Comment on the saying “The Punishment should fit the crime”.




Punishment does fit the criminal in the sense that every accused person is tried in court before being locked up or sentenced to being locked. Therefore the punishment is catered/tailored/wound around the individual situation,circumstance,psychological state/position of the criminal and customised accordingly. The punishment may be standard but leniences are made if the jkudge thinks they need to be and the time period of the sentence that criminals must serve is also decided by judge and jury for each specific case. however different punishments may suit different criminals; a different form of retribution may be called for for different people.

Can you think of court cases where the law has been unjust?

A 70-year-old man wrongly convicted of murder has walked free from prison after serving almost four decades behind bars.

Joseph Sledge was jailed for life for the killing of a mother and daughter in North Carolina, but has now been found innocent by a panel of judges following new DNA evidence. Walking out of court, Mr Sledge said he was looking forward to going home and doing the 'most mundane' things like 'relaxing and sleeping in a real bed'. He said he never doubted he would one day be freed despite spending more than half his life in prison. 'I had confidence in my own self. The self-will and the patience,' he said. 'Patience is the word.' Mr Sledge told reporters he always hoped he would one day be cleared Josephine Davis, 74, and her daughter Aileen, 57, were found stabbed to death in their home in Elizabethtown in 1976, a day after Mr Sledge escaped from a prison work farm where he was serving a four-year sentence for larceny. A three-judge panel was told by a DNA expert none of the evidence collected in the case matched Mr Sledge. A key jailhouse informant, Herman Baker, also retracted his testimony in 2013. He said he lied at Mr Sledge's trial after being promised leniency in his own drug case and had been coached by authorities on what to say. Mr Sledge is the third inmate to be cleared in less than six months in North Carolina. His lawyer Christine Mumma had been on the verge of closing the case in 2012 when court clerks discovered a misplaced envelope containing hair from the crime scene while cleaning out an evidence vault. It contained hair, found on the victim and believed to be the attacker's, that turned out to be a key piece of evidence for DNA testing, which was not available when Mr Sledge went on trial in 1978.

What is your attitude to capital punishment?

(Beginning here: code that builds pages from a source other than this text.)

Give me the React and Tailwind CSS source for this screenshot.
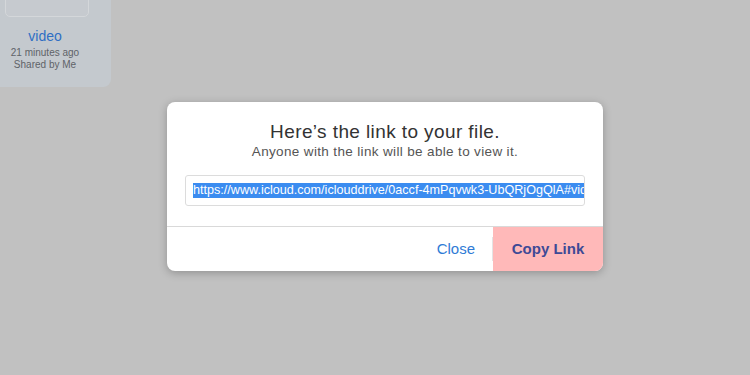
import React from 'react';

const LINK = 'https://www.icloud.com/iclouddrive/0accf-4mPqvwk3-UbQRjOgQlA#video';

const App = () => {
  return (
    <div
      className="relative w-[750px] h-[375px] overflow-hidden bg-[#c1c1c1]"
      style={{ fontFamily: '"Liberation Sans", Arial, sans-serif' }}
    >
      {/* File tile behind the overlay */}
      <div className="w-[111px] h-[87px] bg-[#c4c9ce] rounded-br-[8px] flex">
        <div className="w-[90px] flex flex-col items-center">
          <div className="ml-[3px] w-[84px] h-[18px] -mt-[1px] rounded-b-[5px] border border-[#d4d7da] bg-[#c6cacf]" />
          <div className="mt-[11px] text-[14px] leading-[16px] text-[#2f6fc4]">video</div>
          <div className="mt-[3px] text-[10px] leading-[12px] text-[#5f6368]">21 minutes ago</div>
          <div className="text-[10px] leading-[12px] text-[#5f6368]">Shared by Me</div>
        </div>
      </div>

      {/* Share link dialog */}
      <div className="absolute left-[167px] top-[102px] w-[436px] h-[169px] bg-white rounded-[8px] shadow-[0_2px_8px_rgba(0,0,0,0.25)] flex flex-col overflow-hidden">
        <div className="flex flex-col items-center pt-[19px]">
          <h1 className="text-[19px] leading-[22px] tracking-[0.4px] text-[#333]">Here’s the link to your file.</h1>
          <p className="mt-[1px] text-[13.5px] leading-[16px] tracking-[0.35px] text-[#555]">Anyone with the link will be able to view it.</p>
        </div>
        <div className="mx-[18px] mt-[15px] h-[31px] border border-[#dcdcdc] rounded-[3px] flex items-center px-[7px] overflow-hidden">
          <span className="whitespace-nowrap text-[12.6px] leading-[15px] bg-[#3b8cf0] text-white">{LINK}</span>
        </div>
        <div className="mt-[20px] border-t border-[#d9d9d9] flex-1 flex">
          <div className="flex-1 flex items-center justify-end pr-[17px]">
            <button className="text-[15px] text-[#2f7bd6]">Close</button>
          </div>
          <div className="w-px bg-[#e4e4e4] my-[10px]" />
          <div className="w-[110px] bg-[#ffb9b9] flex items-center justify-center">
            <button className="text-[15px] font-bold text-[#3e4a96]">Copy Link</button>
          </div>
        </div>
      </div>
    </div>
  );
};

export default App;
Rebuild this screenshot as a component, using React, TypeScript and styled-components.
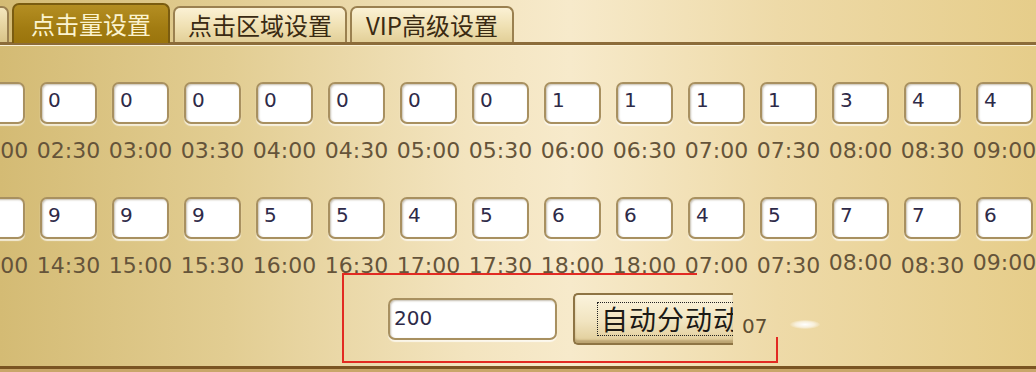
import React from "react";
import styled, { createGlobalStyle } from "styled-components";

const GlobalStyle = createGlobalStyle`
  html, body {
    margin: 0;
    padding: 0;
    overflow: hidden;
  }
`;

const Page = styled.div`
  position: relative;
  width: 1036px;
  height: 372px;
  overflow: hidden;
  display: flex;
  flex-direction: column;
  font-family: "DejaVu Sans", Verdana, sans-serif;
  background: linear-gradient(
    90deg,
    #d4bb74 0%,
    #e2cd92 22%,
    #f3e4bf 45%,
    #f7eacb 55%,
    #eedaa8 75%,
    #e6cd8a 100%
  );
`;

const TabBar = styled.div`
  display: flex;
  align-items: flex-end;
  gap: 3px;
  height: 42px;
  border-bottom: 3px solid #8c6c3a;
  box-shadow: 0 1px 0 #fbf2d6;
`;

const Tab = styled.div<{ $active?: boolean; $width: number }>`
  box-sizing: border-box;
  display: flex;
  align-items: center;
  justify-content: center;
  width: ${(p) => p.$width}px;
  height: ${(p) => (p.$active ? 40 : 36)}px;
  margin-bottom: ${(p) => (p.$active ? -1 : 0)}px;
  border: 2px solid ${(p) => (p.$active ? "#7a5c10" : "#9a8050")};
  border-bottom: none;
  border-radius: 7px 7px 0 0;
  background: ${(p) =>
    p.$active
      ? "linear-gradient(180deg, #b48e22 0%, #a27c12 60%, #9a740c 100%)"
      : "linear-gradient(180deg, #fbf1d4 0%, #efe0b2 55%, #e2cf98 100%)"};
  color: ${(p) => (p.$active ? "#fbf3cf" : "#3a2a12")};
  font-family: "Noto Sans CJK SC", sans-serif;
  font-size: 24px;
  line-height: 1;
  white-space: nowrap;
`;

const TabStub = styled.div`
  box-sizing: border-box;
  width: 9px;
  height: 36px;
  border: 2px solid #9a8050;
  border-left: none;
  border-bottom: none;
  border-radius: 0 7px 0 0;
  background: linear-gradient(180deg, #f4e6bc 0%, #d9c488 100%);
`;

const Blocks = styled.div`
  display: flex;
  flex-direction: column;
  gap: 34px;
  padding-top: 37px;
  margin-left: -32px;
`;

const Block = styled.div`
  display: grid;
  grid-template-columns: repeat(15, 57px);
  column-gap: 15px;
  row-gap: 15px;
`;

const Field = styled.input`
  box-sizing: border-box;
  width: 57px;
  height: 42px;
  padding: 0 0 6px 6px;
  border: 2px solid #a89060;
  border-radius: 7px;
  background: #fff;
  box-shadow: inset 1px 1px 2px rgba(90, 70, 30, 0.35), 0 2px 1px rgba(255, 255, 255, 0.7);
  color: #2e2a48;
  font-family: "DejaVu Sans", Verdana, sans-serif;
  font-size: 20px;
  outline: none;
`;

const Label = styled.div<{ $lift?: number }>`
  justify-self: center;
  white-space: nowrap;
  color: #65543a;
  font-size: 22px;
  line-height: 24px;
  transform: translateY(${(p) => -(p.$lift || 0)}px);
`;

const Controls = styled.div`
  display: flex;
  align-items: center;
  height: 52px;
  margin-top: 15px;
  padding-left: 388px;
`;

const CountInput = styled(Field)`
  width: 169px;
  height: 42px;
  padding: 0 0 2px 4px;
  font-size: 20px;
`;

const Button = styled.button`
  box-sizing: border-box;
  display: flex;
  align-items: center;
  width: 160px;
  height: 52px;
  margin-left: 16px;
  padding: 0 0 0 22px;
  overflow: hidden;
  border: 2px solid #8e7444;
  border-right: none;
  border-radius: 5px 0 0 5px;
  background: linear-gradient(180deg, #fbf3dc 0%, #f1e4c0 55%, #e0cc98 100%);
  box-shadow: inset 0 -3px 2px rgba(120, 90, 40, 0.35);
  cursor: default;
`;

const FocusRing = styled.span`
  padding: 2px 0 2px 3px;
  border: 1px dotted #222;
  border-right: none;
  color: #1c1a16;
  font-family: "Noto Sans CJK SC", sans-serif;
  font-size: 27px;
  letter-spacing: 1px;
  line-height: 28px;
  white-space: nowrap;
`;

const Note = styled.span`
  margin: 14px 0 0 9px;
  color: #5e4e32;
  font-size: 20px;
`;

const Footer = styled.div`
  margin-top: auto;
  height: 3px;
  border-top: 3px solid #7a5422;
  background: #c9a66a;
`;

const Markup = styled.svg`
  position: absolute;
  left: 0;
  top: 0;
  pointer-events: none;
`;

const Glare = styled.div`
  position: absolute;
  left: 790px;
  top: 320px;
  width: 30px;
  height: 9px;
  border-radius: 50%;
  background: radial-gradient(ellipse at center, #fff 0%, rgba(255, 255, 255, 0.6) 45%, rgba(255, 255, 255, 0) 75%);
`;

const times = (start: number) =>
  Array.from({ length: 15 }, (_, i) => {
    const m = start + i * 30;
    return `${String(Math.floor(m / 60)).padStart(2, "0")}:${m % 60 === 0 ? "00" : "30"}`;
  });

const rows = [
  {
    values: ["0", "0", "0", "0", "0", "0", "0", "0", "1", "1", "1", "1", "3", "4", "4"],
    labels: times(120),
    lifts: [] as number[],
  },
  {
    values: ["9", "9", "9", "9", "5", "5", "4", "5", "6", "6", "4", "5", "7", "7", "6"],
    labels: [
      "14:00", "14:30", "15:00", "15:30", "16:00", "16:30", "17:00", "17:30",
      "18:00", "18:00", "07:00", "07:30", "08:00", "08:30", "09:00",
    ],
    lifts: [0, 0, 0, 0, 0, 0, 0, 0, 0, 0, 0, 0, 3, 0, 3],
  },
];

export default function App() {
  return (
    <Page>
      <GlobalStyle />
      <TabBar>
        <TabStub />
        <Tab $active $width={158}>点击量设置</Tab>
        <Tab $width={174}>点击区域设置</Tab>
        <Tab $width={164}>VIP高级设置</Tab>
      </TabBar>
      <Blocks>
        {rows.map((row, r) => (
          <Block key={r}>
            {row.values.map((v, i) => (
              <Field key={`v${i}`} value={v} readOnly />
            ))}
            {row.labels.map((t, i) => (
              <Label key={`l${i}`} $lift={row.lifts[i]}>
                {t}
              </Label>
            ))}
          </Block>
        ))}
      </Blocks>
      <Controls>
        <CountInput value="200" readOnly />
        <Button>
          <FocusRing>自动分动动</FocusRing>
        </Button>
        <Note>07</Note>
      </Controls>
      <Footer />
      <Glare />
      <Markup width="1036" height="372">
        <polyline
          points="697,274 343,274 343,362 777,362 777,337"
          fill="none"
          stroke="#e22a22"
          strokeWidth="2"
        />
      </Markup>
    </Page>
  );
}
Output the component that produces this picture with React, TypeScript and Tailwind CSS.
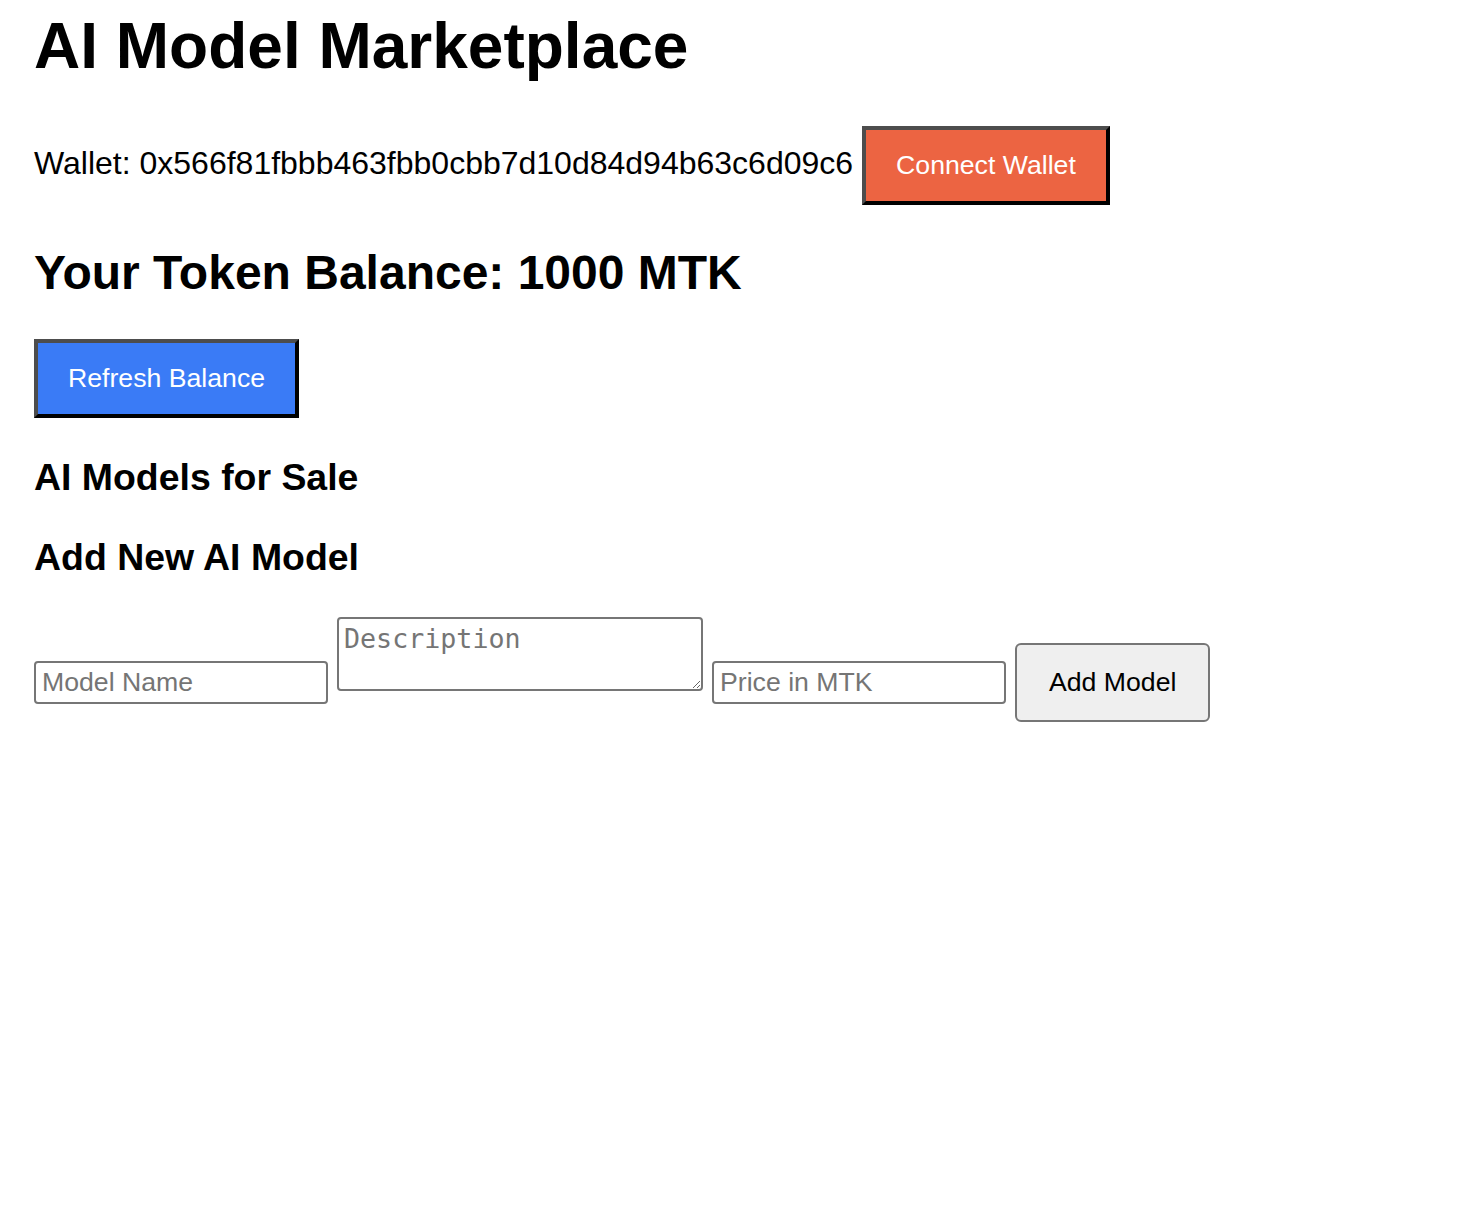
import { useState } from "react";

const WALLET = "0x566f81fbbb463fbb0cbb7d10d84d94b63c6d09c6";

export default function App() {
    const [name, setName] = useState("");
    const [description, setDescription] = useState("");
    const [price, setPrice] = useState("");
    const balance = 1000;

    const colorButton =
        "px-[30px] py-[20px] border-4 border-t-[#4d4d4d] border-l-[#4d4d4d] border-r-black border-b-black text-white text-[26.67px] leading-[normal] font-['Liberation_Sans',Arial,sans-serif]";

    return (
        <main className="min-h-screen bg-white px-[34px] text-black text-[32px] leading-[normal] font-['Liberation_Sans',Arial,sans-serif]">
            <h1 className="pt-[9px] text-[64px] font-bold leading-[normal]">AI Model Marketplace</h1>

            <div className="mt-[43px] flex items-baseline gap-[9px]">
                <span>Wallet: {WALLET}</span>
                <button className={`${colorButton} bg-[#ec6442]`}>Connect Wallet</button>
            </div>

            <h2 className="mt-[40px] text-[48px] font-bold leading-[normal]">Your Token Balance: {balance} MTK</h2>

            <div className="mt-[39px] flex">
                <button className={`${colorButton} bg-[#3a7bf6]`}>Refresh Balance</button>
            </div>

            <h3 className="mt-[38px] text-[37.44px] font-bold leading-[normal]">AI Models for Sale</h3>

            <h3 className="mt-[37px] text-[37.44px] font-bold leading-[normal]">Add New AI Model</h3>

            <div className="mt-[38px] flex items-start gap-[9px] text-[26.67px]">
                <input
                    value={name}
                    onChange={(e) => setName(e.target.value)}
                    placeholder="Model Name"
                    className="mt-[44px] w-[294px] h-[43px] px-[6px] border-2 border-[#767676] rounded-[4px] placeholder:text-[#757575] outline-none"
                />
                <textarea
                    value={description}
                    onChange={(e) => setDescription(e.target.value)}
                    placeholder="Description"
                    className="w-[366px] h-[74px] px-[5px] pt-[4px] border-2 border-[#767676] rounded-[4px] font-['DejaVu_Sans_Mono',monospace] text-[26.67px] leading-[normal] placeholder:text-[#757575] outline-none"
                />
                <input
                    value={price}
                    onChange={(e) => setPrice(e.target.value)}
                    placeholder="Price in MTK"
                    className="mt-[44px] w-[294px] h-[43px] px-[6px] border-2 border-[#767676] rounded-[4px] placeholder:text-[#757575] outline-none"
                />
                <button className="mt-[26px] px-[32px] py-[22px] bg-[#efefef] border-2 border-[#767676] rounded-[6px] leading-[normal]">
                    Add Model
                </button>
            </div>
        </main>
    );
}
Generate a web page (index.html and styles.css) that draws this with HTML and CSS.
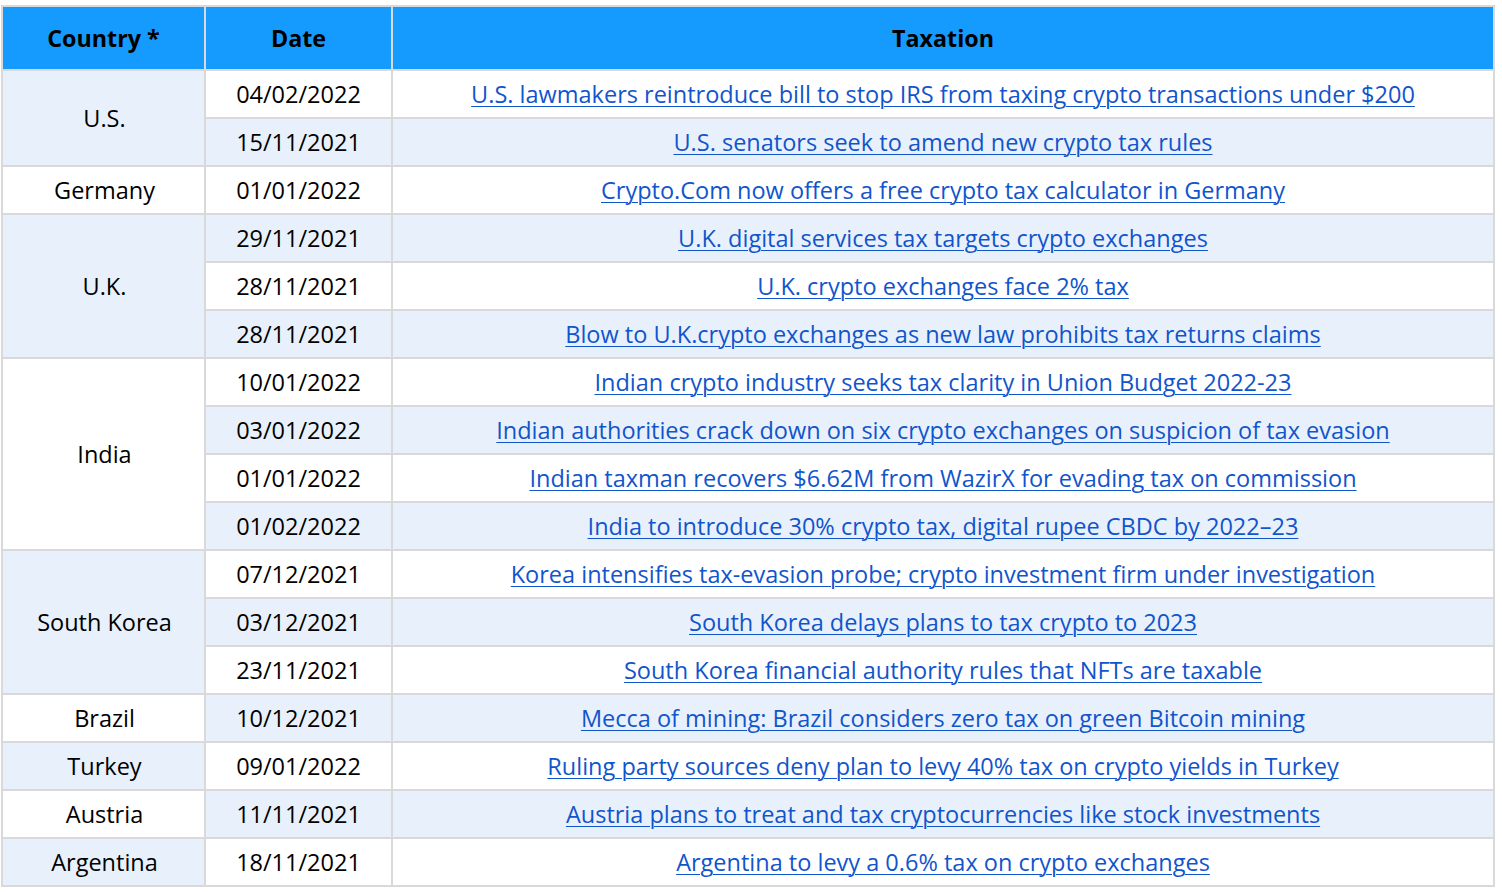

Capital punishment is as controversial as any issue in criminal justice. In general the proponents of the death penalty argue that its use is justified in terms of just desserts—that taking the life of one who has taken another life is the only retribution. This stance is supported by tradition going back to biblical prescriptions of an.eye for an eye and a tooth for a tooth. Proponents also argue that the death penalty is necessary to deter others from committing murder and other atrocious crimes and that without it there would be little reason for criminal s to refrain from killing even more frequently. They see, for example, a kidnapper having "nothing to lose" in killing rather than freeing a hostage without the death penalty to serve as a restraint. They also argue that execution is the only assurance a criminal will never again commit a murder or any other crime, an assurance that does not hold for life-term prisoners who may, and indeed sometimes do, commit crimes while in prison or upon release. Proponents also hold that the death penalty is an essential social symbol, ex- pressing the boundaries of our cultural standards of decency and humanity. All societies must set outer limits beyond which deviant behavior cannot be tolerated; the death penalty, according to its proponents, is a clear and firm statement of our outrage at and revulsion for murderous acts. Finally, advocates point out that 80 percent or more of Americans voice support for capital punishment. Personally, I believe that capital punishment is useless. Why killing living materials if you can use them for different sorts of experiments instead of poor animals. Some criminals can even be used to donate organs. I can name dozens of things where these criminals could be used. Death is not as scary as many people suppose, but knowing that you will go through different kinds of experiments can scare you to death. I think it’s the best motivation for someone to not commit a crime.